§ GOAL
Pick out each line containing the string "with".

§ DATA EXCERPT

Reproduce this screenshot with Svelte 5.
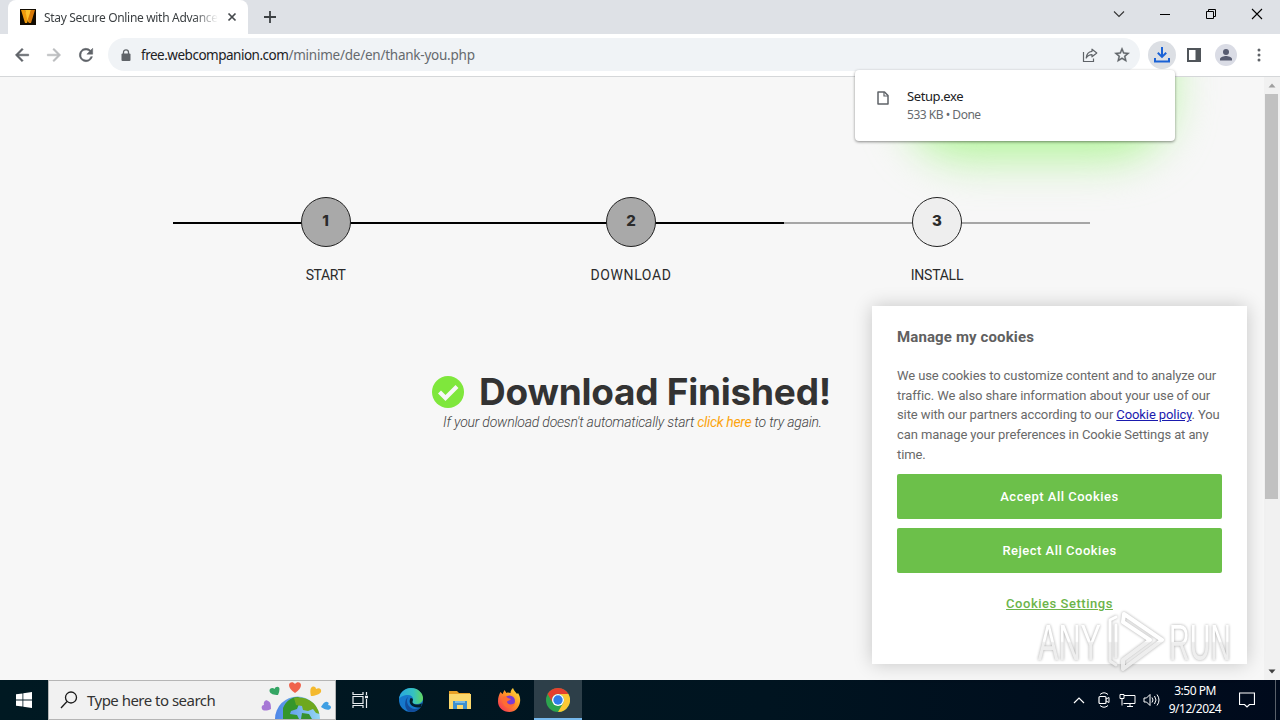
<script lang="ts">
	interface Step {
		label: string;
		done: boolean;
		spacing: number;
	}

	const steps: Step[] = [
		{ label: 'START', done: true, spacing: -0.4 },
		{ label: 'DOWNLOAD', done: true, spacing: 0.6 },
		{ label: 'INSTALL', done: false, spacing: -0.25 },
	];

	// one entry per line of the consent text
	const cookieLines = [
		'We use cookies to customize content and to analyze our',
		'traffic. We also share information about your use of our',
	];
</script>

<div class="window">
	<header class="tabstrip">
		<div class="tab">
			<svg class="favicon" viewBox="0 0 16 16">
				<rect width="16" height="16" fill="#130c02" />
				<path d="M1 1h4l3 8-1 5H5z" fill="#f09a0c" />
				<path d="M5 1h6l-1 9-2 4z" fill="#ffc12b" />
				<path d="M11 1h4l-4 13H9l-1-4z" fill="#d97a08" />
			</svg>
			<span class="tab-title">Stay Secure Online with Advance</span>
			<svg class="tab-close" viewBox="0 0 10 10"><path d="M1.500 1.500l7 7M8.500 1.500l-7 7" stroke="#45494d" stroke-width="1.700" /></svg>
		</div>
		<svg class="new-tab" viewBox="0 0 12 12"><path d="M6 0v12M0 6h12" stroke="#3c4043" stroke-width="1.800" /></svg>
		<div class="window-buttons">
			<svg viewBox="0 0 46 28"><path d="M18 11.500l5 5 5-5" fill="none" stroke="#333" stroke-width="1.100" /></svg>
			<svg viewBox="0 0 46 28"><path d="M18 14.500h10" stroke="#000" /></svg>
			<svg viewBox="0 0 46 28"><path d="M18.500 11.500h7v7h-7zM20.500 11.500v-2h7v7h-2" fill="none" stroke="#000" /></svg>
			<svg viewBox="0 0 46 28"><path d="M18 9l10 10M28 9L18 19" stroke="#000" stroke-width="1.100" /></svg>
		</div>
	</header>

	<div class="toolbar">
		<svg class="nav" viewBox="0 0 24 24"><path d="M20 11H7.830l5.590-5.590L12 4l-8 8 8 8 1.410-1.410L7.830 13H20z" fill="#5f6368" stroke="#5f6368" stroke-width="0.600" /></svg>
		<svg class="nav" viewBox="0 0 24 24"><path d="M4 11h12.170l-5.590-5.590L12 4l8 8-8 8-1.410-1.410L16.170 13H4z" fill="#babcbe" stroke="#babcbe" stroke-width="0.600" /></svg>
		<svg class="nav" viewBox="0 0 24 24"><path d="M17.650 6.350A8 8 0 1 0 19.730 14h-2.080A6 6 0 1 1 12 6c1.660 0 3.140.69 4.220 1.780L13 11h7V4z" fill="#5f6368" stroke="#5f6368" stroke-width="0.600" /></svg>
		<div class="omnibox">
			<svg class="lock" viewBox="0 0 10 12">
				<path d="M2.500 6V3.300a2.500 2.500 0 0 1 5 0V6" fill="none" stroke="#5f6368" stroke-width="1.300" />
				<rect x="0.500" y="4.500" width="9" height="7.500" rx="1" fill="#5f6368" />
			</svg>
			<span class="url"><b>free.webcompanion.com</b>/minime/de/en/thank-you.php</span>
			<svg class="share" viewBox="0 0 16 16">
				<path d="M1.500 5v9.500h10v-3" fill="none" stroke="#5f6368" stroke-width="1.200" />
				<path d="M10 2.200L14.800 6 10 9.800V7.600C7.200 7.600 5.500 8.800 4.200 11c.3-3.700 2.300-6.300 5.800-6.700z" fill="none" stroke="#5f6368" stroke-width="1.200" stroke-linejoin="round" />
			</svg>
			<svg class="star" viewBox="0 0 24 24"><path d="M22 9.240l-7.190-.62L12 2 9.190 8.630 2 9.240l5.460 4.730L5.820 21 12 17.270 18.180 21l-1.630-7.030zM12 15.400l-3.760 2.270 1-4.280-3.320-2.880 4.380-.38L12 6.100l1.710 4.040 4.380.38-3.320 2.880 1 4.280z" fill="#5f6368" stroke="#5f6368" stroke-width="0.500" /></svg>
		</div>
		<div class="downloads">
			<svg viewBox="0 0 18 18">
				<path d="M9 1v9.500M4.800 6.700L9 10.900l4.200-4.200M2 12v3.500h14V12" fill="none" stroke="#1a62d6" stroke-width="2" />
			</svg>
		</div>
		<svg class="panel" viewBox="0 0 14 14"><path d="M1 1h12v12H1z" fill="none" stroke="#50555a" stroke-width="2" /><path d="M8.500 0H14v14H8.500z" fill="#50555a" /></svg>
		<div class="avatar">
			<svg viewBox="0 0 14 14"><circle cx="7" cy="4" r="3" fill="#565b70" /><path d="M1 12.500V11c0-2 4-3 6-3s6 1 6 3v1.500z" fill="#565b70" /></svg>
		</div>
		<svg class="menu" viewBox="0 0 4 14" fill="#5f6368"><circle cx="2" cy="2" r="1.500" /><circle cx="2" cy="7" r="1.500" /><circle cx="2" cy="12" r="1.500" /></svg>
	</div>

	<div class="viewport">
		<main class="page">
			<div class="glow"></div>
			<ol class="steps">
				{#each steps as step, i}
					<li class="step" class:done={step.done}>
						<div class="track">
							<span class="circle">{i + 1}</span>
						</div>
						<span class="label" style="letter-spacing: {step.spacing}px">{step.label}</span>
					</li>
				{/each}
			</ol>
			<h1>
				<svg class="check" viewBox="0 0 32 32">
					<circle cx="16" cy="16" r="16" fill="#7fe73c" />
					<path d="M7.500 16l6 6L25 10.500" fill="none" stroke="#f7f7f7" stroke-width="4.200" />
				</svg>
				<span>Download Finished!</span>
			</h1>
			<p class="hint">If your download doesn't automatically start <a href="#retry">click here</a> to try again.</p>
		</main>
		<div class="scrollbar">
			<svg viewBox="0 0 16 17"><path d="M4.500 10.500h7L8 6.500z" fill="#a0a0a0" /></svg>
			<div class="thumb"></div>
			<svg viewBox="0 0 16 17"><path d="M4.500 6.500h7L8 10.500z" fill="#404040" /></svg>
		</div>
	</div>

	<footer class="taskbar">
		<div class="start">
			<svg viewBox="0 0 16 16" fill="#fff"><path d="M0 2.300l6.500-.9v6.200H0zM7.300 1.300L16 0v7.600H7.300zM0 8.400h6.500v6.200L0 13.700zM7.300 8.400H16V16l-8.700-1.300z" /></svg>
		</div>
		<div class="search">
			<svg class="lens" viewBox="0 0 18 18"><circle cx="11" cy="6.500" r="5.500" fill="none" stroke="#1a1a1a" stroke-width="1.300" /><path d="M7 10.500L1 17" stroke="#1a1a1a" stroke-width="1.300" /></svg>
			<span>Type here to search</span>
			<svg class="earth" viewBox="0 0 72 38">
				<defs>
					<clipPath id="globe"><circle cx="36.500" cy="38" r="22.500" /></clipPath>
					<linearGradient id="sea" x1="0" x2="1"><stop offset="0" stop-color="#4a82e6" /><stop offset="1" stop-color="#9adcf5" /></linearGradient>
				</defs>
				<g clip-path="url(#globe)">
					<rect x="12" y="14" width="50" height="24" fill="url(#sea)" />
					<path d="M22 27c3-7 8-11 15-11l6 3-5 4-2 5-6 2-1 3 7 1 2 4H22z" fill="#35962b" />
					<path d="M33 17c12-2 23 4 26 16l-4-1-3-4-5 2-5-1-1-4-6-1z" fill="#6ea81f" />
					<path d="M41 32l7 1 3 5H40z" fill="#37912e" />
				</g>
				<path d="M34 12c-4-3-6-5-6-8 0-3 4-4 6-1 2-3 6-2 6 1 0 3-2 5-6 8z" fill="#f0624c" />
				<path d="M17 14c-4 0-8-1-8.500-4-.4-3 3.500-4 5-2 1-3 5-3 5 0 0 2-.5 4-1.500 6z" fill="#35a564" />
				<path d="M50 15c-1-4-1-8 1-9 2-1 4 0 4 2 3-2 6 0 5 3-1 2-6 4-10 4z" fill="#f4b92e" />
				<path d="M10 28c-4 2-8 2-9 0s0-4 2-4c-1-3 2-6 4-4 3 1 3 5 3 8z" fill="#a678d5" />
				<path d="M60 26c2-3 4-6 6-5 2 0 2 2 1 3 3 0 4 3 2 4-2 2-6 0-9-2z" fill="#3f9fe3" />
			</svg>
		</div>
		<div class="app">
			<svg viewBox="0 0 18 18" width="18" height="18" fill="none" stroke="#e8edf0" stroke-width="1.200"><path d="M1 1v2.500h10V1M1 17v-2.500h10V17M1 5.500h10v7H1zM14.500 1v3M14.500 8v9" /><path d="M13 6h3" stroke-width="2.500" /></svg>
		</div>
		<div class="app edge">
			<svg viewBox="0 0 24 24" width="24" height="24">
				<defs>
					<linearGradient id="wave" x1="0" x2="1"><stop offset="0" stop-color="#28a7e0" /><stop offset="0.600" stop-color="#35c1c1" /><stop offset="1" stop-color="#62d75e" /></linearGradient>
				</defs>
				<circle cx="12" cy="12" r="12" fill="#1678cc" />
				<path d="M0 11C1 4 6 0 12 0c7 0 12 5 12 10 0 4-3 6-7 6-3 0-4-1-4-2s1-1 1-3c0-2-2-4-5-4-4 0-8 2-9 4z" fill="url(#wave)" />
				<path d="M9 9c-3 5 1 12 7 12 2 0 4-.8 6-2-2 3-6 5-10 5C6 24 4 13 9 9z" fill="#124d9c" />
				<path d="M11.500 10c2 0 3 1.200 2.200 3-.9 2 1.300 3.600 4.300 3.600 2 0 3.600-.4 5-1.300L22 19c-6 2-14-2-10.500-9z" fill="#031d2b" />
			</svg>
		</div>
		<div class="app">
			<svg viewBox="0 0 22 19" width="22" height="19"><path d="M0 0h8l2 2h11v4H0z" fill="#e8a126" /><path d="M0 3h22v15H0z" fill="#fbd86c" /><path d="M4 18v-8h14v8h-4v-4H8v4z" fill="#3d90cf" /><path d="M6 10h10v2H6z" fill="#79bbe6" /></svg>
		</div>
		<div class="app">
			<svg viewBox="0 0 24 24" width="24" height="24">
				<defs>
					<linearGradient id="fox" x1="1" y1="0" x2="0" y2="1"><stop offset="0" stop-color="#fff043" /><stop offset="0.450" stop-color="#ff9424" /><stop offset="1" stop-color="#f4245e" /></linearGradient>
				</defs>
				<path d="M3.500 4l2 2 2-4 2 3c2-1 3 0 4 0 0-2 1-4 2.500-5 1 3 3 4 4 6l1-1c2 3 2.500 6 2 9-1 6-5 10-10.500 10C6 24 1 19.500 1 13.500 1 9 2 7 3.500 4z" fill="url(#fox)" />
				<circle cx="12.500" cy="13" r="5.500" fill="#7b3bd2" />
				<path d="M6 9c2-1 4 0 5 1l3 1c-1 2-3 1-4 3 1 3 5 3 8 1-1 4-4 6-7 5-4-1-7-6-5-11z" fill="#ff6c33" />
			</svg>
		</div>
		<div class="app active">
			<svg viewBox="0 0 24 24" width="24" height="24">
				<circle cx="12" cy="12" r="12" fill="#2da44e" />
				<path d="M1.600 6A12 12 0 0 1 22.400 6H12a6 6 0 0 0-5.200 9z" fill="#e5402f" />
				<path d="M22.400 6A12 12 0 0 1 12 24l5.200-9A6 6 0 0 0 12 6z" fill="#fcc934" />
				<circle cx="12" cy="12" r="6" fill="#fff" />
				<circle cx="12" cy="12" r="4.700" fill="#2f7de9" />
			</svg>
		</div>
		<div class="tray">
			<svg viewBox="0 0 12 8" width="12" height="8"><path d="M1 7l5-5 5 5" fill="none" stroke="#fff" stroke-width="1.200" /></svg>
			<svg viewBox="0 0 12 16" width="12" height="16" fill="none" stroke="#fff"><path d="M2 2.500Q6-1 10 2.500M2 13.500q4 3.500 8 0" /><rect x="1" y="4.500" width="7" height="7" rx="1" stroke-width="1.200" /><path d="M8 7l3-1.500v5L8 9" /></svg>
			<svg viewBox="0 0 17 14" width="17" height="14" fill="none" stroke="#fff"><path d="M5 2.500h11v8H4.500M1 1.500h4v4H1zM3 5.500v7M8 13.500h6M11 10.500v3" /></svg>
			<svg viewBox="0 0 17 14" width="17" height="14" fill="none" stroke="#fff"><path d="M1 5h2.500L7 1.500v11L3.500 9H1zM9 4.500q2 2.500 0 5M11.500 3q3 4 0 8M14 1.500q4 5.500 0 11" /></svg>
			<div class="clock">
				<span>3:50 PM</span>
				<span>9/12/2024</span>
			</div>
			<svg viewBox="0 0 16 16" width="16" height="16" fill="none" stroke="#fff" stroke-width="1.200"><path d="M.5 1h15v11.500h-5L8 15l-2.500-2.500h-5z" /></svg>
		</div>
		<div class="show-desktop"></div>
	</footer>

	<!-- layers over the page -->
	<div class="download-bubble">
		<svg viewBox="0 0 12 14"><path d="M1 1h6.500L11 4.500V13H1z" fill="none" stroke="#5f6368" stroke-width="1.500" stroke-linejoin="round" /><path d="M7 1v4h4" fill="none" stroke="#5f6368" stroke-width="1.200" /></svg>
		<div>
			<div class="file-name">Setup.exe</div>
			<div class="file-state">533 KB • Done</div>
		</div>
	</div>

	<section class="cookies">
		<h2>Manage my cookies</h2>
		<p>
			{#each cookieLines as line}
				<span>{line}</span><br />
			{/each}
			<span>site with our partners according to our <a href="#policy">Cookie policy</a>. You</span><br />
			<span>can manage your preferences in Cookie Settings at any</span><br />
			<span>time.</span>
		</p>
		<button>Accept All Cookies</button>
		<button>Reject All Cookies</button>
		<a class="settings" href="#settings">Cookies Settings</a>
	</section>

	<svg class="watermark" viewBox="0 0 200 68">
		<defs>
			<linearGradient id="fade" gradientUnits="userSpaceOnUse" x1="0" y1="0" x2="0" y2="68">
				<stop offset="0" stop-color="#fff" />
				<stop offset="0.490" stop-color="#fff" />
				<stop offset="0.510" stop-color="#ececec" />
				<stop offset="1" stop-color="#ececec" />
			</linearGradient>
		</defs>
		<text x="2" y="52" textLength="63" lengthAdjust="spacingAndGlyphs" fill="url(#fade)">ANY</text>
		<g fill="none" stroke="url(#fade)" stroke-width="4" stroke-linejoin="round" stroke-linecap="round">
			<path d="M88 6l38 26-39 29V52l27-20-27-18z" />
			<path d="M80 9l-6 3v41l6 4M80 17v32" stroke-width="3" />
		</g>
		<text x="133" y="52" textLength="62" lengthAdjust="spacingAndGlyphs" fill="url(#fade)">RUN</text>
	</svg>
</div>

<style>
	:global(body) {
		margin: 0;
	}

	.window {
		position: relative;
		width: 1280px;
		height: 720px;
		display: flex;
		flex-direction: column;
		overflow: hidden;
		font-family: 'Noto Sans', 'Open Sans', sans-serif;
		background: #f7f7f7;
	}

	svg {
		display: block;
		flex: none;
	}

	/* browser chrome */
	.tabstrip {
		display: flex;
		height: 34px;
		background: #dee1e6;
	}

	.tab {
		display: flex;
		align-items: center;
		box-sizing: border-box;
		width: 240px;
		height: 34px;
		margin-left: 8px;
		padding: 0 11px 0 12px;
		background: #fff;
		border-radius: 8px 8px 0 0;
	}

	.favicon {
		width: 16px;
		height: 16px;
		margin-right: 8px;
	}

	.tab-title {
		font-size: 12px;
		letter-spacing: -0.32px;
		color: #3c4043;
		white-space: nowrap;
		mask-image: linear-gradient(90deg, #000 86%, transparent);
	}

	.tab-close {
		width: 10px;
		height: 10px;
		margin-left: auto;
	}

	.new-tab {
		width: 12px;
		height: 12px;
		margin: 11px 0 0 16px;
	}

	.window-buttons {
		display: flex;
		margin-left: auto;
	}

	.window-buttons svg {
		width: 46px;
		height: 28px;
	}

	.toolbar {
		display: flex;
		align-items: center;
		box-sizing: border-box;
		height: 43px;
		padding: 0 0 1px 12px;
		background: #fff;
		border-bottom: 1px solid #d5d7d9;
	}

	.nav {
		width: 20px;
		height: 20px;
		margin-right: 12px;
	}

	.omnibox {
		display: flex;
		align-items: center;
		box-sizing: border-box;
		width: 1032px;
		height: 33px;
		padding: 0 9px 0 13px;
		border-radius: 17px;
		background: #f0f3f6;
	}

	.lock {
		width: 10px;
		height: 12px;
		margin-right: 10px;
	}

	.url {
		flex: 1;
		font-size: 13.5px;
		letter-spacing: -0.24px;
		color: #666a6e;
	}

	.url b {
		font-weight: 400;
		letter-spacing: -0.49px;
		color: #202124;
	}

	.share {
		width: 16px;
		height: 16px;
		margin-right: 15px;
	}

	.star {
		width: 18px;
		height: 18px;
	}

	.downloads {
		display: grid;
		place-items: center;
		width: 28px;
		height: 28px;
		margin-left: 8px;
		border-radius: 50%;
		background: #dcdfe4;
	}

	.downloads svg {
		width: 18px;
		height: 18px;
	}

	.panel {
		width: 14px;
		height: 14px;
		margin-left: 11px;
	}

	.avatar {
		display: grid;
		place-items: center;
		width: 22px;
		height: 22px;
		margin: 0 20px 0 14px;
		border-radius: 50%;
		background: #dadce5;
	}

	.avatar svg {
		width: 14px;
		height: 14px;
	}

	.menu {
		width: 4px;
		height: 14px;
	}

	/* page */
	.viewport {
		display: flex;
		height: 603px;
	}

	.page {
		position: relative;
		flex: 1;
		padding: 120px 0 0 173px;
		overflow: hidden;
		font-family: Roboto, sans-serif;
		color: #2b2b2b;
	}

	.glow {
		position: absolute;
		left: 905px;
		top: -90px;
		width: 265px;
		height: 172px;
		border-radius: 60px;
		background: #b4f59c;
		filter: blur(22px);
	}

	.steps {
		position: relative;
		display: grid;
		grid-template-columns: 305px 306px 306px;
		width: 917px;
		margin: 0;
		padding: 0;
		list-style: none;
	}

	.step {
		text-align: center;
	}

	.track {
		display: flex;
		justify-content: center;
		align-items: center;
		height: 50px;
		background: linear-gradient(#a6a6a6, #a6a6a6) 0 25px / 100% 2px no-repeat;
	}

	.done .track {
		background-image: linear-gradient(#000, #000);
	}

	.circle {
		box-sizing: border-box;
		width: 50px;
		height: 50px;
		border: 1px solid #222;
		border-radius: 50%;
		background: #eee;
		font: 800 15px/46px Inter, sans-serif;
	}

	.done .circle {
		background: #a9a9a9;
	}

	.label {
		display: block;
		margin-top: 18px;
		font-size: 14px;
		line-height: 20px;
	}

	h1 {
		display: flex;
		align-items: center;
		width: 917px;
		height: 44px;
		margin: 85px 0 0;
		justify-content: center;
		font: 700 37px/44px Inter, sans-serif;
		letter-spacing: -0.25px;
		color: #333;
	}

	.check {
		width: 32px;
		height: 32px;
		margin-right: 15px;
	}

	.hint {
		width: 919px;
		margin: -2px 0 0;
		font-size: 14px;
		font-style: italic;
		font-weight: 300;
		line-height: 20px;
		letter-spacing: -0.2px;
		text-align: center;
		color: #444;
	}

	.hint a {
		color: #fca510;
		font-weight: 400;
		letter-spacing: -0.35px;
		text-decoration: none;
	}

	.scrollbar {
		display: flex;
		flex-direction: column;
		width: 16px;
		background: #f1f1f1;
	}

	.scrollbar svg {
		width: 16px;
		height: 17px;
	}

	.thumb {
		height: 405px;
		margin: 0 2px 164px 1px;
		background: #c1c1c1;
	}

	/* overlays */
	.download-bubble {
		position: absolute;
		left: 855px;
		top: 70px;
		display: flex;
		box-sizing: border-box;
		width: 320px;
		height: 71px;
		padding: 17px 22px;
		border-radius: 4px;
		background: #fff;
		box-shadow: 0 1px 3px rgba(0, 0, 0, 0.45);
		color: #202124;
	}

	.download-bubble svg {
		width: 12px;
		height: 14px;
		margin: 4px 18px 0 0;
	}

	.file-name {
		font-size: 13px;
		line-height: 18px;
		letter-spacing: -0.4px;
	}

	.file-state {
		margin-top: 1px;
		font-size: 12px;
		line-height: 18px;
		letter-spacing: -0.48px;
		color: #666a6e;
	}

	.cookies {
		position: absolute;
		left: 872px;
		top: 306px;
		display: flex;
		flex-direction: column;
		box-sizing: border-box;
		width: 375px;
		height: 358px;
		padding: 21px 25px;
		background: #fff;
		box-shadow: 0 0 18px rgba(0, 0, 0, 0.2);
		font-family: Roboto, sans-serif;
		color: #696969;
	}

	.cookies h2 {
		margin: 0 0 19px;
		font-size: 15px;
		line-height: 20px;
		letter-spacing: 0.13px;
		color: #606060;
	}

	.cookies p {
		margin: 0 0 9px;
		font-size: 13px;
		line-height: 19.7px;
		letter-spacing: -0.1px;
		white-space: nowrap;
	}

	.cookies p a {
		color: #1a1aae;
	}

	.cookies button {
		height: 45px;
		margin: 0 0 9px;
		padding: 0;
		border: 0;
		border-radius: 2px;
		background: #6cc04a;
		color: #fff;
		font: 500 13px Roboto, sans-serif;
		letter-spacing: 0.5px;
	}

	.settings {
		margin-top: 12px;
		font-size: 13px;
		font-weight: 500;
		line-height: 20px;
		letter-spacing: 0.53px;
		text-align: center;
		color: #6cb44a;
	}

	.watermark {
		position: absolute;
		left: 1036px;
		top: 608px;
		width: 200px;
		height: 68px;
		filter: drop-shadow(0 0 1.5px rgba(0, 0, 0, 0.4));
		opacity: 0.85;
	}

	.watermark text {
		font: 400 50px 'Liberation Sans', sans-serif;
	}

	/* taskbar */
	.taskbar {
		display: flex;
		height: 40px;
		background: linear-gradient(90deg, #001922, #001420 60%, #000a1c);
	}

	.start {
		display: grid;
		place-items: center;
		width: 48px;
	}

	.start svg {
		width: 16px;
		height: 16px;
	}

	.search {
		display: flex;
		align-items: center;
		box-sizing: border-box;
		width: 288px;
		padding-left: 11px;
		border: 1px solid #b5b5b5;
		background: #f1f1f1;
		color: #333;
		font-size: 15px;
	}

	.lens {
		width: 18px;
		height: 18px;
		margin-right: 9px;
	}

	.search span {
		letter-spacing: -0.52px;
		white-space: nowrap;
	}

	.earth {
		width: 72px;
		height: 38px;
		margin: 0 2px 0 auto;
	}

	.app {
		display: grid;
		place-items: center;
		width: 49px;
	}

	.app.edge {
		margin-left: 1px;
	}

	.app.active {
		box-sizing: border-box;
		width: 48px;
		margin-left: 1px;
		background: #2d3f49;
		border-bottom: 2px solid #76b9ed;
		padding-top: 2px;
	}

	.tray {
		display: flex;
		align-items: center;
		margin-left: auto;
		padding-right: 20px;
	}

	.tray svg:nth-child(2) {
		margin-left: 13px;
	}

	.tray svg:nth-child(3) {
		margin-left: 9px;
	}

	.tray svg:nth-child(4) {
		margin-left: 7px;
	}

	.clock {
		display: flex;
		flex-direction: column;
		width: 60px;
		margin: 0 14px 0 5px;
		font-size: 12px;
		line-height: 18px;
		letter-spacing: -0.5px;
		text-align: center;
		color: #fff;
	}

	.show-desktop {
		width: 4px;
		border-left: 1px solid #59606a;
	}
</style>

§ OUTPUT
Reproduce this screenshot with Svelte 5.
			<span class="tab-title">Stay Secure Online with Advance</span>
			<span>site with our partners according to our <a href="#policy">Cookie policy</a>. You</span><br />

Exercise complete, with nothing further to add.